**INFORMATION SUPPLIED:**
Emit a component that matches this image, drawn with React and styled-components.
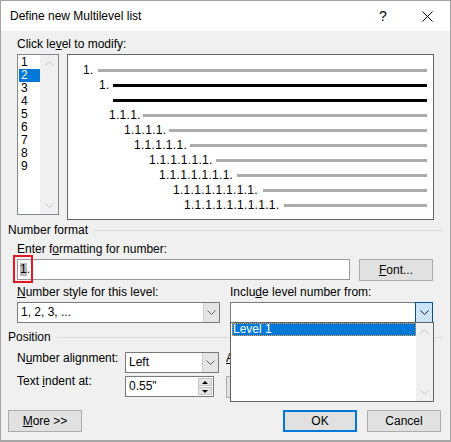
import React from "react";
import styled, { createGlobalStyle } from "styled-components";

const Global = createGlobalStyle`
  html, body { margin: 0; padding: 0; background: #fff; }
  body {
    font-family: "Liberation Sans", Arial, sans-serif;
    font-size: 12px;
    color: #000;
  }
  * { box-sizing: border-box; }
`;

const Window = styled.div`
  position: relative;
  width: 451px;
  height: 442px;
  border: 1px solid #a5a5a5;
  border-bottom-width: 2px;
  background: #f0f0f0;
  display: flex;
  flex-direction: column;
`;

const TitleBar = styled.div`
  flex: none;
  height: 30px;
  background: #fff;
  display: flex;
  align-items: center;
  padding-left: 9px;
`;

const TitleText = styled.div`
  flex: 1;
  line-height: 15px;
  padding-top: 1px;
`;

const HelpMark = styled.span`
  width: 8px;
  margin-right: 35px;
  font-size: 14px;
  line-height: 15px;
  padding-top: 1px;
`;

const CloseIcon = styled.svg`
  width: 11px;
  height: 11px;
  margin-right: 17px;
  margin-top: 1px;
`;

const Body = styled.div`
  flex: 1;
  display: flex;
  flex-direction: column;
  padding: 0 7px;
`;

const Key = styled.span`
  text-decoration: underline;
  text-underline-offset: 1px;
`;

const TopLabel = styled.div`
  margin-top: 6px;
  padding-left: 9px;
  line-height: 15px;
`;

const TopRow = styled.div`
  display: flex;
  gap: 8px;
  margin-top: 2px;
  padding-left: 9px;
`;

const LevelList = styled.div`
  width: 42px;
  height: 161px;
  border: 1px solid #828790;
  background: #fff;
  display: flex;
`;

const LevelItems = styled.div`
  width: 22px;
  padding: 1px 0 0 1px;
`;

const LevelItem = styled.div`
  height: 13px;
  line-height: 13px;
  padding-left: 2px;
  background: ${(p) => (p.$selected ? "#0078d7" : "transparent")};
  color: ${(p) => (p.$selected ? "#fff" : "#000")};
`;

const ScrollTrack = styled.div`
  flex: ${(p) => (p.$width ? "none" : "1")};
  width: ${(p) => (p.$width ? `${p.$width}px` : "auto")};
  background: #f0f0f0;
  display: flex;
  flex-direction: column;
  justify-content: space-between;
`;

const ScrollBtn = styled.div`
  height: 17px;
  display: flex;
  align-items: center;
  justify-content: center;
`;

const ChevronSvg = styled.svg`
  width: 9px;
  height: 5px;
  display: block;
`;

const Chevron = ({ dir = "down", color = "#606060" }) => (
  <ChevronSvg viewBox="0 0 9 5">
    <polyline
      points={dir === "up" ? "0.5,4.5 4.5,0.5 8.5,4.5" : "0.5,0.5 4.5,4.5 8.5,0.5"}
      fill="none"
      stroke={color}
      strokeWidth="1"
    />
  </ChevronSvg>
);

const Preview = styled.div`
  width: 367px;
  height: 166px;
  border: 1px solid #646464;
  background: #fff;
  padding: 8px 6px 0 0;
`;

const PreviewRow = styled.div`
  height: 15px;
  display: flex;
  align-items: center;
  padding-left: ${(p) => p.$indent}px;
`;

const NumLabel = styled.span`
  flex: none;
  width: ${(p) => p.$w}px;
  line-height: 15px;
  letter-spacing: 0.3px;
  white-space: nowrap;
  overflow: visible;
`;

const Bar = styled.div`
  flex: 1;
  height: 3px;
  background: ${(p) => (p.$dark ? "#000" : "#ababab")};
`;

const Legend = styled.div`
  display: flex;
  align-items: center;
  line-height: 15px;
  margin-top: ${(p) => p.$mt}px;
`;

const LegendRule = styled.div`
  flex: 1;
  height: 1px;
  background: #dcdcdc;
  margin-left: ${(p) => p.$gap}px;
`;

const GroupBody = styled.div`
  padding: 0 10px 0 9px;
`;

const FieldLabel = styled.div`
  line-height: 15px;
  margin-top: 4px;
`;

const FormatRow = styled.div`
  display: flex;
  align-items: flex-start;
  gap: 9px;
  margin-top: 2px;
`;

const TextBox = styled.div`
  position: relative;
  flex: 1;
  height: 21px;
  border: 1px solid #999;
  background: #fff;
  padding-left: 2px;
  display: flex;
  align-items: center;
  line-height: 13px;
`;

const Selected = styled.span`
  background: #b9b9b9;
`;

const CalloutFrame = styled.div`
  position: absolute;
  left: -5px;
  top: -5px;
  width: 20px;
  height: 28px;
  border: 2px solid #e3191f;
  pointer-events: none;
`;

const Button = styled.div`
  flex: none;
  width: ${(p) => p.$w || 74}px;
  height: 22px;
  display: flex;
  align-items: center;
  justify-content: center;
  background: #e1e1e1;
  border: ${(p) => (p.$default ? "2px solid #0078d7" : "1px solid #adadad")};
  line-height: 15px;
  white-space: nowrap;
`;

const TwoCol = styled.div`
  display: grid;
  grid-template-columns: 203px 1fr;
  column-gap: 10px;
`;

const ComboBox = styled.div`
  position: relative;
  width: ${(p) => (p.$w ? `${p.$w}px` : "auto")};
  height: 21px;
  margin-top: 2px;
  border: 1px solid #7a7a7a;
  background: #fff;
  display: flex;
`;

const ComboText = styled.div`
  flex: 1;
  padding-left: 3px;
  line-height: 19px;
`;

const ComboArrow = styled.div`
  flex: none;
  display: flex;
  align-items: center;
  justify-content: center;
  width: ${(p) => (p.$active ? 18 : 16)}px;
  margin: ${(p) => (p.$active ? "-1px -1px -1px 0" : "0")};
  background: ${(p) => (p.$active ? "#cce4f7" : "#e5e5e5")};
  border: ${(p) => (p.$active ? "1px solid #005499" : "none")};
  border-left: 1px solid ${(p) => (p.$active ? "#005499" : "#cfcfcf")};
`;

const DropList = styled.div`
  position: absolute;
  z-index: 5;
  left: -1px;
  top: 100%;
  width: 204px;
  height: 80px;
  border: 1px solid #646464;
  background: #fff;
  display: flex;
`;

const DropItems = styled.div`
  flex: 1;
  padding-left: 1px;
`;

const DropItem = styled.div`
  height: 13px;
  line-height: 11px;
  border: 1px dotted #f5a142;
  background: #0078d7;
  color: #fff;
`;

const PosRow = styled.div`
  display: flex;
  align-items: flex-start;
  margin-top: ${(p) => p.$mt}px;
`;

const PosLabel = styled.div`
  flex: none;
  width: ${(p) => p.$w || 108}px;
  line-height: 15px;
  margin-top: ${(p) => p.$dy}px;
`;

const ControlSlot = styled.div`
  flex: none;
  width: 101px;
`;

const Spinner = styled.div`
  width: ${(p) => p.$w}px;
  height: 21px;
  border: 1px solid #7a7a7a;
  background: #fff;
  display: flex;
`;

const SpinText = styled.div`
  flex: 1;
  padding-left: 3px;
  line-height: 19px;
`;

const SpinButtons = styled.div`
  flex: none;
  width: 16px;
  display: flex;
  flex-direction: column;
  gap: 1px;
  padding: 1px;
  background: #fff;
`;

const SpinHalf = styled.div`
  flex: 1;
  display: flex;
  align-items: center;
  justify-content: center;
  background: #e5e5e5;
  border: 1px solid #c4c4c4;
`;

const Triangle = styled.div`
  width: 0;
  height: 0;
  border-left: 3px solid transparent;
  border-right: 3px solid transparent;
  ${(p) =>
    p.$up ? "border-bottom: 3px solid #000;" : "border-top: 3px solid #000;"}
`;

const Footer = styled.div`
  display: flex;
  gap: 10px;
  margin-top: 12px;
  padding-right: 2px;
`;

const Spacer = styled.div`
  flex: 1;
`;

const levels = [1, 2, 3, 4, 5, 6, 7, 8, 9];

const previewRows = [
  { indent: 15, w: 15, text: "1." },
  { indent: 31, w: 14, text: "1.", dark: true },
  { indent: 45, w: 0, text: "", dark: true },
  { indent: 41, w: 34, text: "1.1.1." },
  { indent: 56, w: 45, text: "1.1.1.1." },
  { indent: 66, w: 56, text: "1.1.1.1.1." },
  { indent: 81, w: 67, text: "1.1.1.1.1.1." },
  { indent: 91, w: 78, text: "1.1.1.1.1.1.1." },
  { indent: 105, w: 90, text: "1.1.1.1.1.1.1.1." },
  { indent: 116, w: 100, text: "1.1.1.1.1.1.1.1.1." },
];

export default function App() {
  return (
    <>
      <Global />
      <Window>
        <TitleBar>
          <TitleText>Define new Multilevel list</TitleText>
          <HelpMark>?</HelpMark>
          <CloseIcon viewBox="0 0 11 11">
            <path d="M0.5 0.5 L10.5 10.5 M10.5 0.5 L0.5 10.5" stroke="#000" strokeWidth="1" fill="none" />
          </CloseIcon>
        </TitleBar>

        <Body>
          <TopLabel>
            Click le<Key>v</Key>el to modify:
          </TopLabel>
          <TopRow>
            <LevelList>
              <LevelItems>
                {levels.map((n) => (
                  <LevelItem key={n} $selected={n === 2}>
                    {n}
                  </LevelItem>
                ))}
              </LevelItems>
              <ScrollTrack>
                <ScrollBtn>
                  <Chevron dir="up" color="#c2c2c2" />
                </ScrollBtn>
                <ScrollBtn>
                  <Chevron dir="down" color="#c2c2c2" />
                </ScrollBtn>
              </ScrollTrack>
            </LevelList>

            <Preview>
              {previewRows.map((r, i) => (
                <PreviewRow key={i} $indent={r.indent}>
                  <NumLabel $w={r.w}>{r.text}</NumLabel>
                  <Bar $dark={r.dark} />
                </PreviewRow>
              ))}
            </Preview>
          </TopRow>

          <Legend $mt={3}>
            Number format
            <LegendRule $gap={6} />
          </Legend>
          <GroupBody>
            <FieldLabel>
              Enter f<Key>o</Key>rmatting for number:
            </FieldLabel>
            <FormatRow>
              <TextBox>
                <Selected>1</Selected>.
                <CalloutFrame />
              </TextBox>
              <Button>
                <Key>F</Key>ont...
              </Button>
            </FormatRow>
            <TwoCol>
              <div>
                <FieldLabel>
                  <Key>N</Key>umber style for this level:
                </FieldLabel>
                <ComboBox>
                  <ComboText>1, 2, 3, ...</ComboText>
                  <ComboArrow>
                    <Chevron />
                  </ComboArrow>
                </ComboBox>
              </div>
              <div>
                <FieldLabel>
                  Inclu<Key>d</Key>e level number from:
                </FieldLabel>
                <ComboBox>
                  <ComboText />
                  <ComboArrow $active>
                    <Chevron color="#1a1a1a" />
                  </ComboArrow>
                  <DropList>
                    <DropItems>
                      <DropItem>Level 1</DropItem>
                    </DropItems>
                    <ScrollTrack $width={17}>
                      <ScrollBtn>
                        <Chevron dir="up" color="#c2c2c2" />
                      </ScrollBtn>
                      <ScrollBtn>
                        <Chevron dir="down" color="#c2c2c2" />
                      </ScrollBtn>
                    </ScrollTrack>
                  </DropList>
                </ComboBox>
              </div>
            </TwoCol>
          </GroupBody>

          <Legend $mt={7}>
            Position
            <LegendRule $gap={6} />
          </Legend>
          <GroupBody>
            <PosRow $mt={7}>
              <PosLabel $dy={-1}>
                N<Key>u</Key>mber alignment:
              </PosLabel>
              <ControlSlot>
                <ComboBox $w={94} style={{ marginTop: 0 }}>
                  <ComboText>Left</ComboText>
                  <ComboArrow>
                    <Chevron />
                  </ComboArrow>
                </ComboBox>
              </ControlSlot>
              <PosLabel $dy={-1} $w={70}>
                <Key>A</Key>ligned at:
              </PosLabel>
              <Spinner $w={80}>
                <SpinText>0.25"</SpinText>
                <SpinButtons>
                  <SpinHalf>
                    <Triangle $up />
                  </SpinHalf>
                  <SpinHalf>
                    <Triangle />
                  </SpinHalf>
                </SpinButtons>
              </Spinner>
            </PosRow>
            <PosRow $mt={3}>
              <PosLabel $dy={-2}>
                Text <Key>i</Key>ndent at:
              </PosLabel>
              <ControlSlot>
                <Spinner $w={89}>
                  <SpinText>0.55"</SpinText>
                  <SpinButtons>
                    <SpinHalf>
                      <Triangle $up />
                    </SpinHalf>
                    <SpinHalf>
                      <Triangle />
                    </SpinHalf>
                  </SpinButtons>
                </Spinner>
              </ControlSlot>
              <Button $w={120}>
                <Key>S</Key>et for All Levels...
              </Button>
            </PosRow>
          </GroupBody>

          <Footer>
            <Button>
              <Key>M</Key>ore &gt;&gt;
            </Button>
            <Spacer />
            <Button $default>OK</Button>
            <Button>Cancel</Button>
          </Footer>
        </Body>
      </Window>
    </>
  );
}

**TASK STATEMENT:** Lines containing the string "this" are to be selected and copied.

**REPLY:**
Emit a component that matches this image, drawn with React and styled-components.
                  <Key>N</Key>umber style for this level:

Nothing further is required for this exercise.